→ **THE REQUEST**:
Return verbatim the inclusive range of lines running from the line that contains "Rebuild this table" to the line that contains "w-[843px] mt-[38px] h-[2px]". Omit every other line.

→ **DATA IN THIS EXERCISE**:
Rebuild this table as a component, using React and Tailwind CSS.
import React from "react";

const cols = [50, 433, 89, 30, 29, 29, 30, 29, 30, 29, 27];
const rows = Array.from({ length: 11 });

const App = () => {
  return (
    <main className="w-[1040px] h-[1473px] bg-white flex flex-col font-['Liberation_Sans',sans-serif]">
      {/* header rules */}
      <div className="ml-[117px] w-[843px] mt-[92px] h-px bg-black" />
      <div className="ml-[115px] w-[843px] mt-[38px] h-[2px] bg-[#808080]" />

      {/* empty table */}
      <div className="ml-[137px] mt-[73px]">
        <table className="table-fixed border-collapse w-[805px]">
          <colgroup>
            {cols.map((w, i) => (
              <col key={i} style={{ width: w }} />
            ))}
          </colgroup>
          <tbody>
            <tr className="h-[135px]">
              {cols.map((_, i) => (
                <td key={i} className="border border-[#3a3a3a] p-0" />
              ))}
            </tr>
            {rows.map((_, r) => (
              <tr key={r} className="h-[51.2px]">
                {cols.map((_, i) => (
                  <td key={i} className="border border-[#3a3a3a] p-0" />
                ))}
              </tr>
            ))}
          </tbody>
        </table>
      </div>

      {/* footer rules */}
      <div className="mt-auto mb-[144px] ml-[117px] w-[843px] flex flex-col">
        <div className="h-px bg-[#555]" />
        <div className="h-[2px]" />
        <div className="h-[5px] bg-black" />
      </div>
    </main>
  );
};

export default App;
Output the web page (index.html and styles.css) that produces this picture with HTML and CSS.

* * *

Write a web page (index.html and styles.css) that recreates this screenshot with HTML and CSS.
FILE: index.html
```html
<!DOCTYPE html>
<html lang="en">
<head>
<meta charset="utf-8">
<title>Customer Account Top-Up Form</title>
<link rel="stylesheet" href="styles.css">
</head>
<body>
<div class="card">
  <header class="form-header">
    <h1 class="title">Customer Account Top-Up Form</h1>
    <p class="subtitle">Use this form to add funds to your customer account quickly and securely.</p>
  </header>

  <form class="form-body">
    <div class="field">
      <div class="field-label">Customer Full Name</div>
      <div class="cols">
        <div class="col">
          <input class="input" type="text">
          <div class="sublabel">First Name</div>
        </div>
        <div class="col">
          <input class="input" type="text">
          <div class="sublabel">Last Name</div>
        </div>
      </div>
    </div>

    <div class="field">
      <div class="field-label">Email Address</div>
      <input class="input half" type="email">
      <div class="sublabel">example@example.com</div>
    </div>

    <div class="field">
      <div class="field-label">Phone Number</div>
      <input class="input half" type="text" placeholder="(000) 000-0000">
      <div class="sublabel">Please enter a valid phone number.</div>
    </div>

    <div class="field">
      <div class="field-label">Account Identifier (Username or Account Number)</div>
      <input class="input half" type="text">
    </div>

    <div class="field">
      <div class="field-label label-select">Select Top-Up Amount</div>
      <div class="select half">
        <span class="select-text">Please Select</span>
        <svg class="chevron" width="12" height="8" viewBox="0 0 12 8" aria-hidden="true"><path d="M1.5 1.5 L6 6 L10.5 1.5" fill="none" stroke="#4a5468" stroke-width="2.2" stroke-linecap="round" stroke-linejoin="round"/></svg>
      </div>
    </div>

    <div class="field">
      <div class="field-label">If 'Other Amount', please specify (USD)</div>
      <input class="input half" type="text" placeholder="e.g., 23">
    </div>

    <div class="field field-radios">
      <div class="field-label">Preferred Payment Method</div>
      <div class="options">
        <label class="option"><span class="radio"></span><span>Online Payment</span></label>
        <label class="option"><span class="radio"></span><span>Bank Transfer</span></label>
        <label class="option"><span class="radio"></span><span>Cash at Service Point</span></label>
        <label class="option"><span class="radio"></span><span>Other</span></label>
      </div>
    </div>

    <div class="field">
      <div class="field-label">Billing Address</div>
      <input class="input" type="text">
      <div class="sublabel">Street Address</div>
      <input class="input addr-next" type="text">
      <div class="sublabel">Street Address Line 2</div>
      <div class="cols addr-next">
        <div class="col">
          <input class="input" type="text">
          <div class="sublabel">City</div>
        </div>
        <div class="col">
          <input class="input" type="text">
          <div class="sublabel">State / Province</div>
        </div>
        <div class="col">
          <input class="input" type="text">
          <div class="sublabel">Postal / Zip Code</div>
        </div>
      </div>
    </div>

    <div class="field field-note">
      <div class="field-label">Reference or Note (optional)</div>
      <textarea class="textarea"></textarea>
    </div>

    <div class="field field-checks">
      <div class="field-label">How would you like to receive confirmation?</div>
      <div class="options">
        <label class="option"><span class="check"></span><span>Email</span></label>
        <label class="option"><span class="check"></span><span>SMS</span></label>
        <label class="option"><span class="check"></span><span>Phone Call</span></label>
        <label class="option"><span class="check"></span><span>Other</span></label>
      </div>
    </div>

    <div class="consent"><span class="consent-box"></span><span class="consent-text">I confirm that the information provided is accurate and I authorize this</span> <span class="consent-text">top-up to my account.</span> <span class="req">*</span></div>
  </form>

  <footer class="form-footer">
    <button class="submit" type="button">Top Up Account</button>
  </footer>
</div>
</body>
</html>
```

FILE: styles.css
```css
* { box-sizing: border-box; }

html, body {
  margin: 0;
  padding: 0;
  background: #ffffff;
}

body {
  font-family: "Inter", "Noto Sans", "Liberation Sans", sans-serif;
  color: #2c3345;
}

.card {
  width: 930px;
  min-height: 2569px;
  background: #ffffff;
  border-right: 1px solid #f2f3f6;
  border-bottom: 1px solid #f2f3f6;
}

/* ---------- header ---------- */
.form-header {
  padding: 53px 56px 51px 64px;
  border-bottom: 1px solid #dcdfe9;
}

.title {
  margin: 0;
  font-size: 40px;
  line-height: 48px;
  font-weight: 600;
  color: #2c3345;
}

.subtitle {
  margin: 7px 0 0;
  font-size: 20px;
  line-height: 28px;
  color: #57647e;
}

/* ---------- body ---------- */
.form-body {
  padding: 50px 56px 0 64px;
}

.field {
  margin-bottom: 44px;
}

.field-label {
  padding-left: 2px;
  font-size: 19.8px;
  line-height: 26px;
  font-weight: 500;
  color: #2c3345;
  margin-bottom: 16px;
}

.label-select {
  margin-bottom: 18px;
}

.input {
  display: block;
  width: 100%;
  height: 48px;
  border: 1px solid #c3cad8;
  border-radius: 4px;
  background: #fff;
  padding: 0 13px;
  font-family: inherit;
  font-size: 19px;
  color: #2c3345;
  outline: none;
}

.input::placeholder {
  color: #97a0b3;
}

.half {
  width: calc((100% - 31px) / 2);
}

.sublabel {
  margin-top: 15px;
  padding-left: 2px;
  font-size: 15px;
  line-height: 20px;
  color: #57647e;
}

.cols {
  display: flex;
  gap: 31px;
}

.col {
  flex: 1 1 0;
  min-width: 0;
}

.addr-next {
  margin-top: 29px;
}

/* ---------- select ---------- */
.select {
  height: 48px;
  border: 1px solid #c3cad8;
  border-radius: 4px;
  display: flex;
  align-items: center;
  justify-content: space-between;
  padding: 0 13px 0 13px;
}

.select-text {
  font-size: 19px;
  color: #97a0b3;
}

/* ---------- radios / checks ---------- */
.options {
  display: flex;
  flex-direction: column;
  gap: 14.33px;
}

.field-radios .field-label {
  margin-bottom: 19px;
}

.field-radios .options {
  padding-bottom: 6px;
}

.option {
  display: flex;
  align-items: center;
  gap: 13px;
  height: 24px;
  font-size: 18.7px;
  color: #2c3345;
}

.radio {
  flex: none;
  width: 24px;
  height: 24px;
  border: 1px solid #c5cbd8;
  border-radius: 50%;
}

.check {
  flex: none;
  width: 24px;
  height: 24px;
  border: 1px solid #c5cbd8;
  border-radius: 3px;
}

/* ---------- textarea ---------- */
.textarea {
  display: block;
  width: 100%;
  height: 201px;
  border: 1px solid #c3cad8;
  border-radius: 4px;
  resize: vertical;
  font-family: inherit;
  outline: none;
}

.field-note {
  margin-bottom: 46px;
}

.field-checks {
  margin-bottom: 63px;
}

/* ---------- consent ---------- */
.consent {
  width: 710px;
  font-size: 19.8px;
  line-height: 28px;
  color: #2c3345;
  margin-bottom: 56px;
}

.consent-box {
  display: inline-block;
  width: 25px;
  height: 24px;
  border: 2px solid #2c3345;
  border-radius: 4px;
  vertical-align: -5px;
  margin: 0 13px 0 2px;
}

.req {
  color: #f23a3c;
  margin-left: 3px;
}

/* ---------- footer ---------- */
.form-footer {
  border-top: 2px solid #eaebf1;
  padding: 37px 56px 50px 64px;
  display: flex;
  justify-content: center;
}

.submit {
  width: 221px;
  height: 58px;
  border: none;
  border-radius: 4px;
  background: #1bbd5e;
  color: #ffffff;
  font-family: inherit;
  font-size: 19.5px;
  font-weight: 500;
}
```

→ **REPLY**:
Rebuild this table as a component, using React and Tailwind CSS.
import React from "react";

const cols = [50, 433, 89, 30, 29, 29, 30, 29, 30, 29, 27];
const rows = Array.from({ length: 11 });

const App = () => {
  return (
    <main className="w-[1040px] h-[1473px] bg-white flex flex-col font-['Liberation_Sans',sans-serif]">
      {/* header rules */}
      <div className="ml-[117px] w-[843px] mt-[92px] h-px bg-black" />
      <div className="ml-[115px] w-[843px] mt-[38px] h-[2px] bg-[#808080]" />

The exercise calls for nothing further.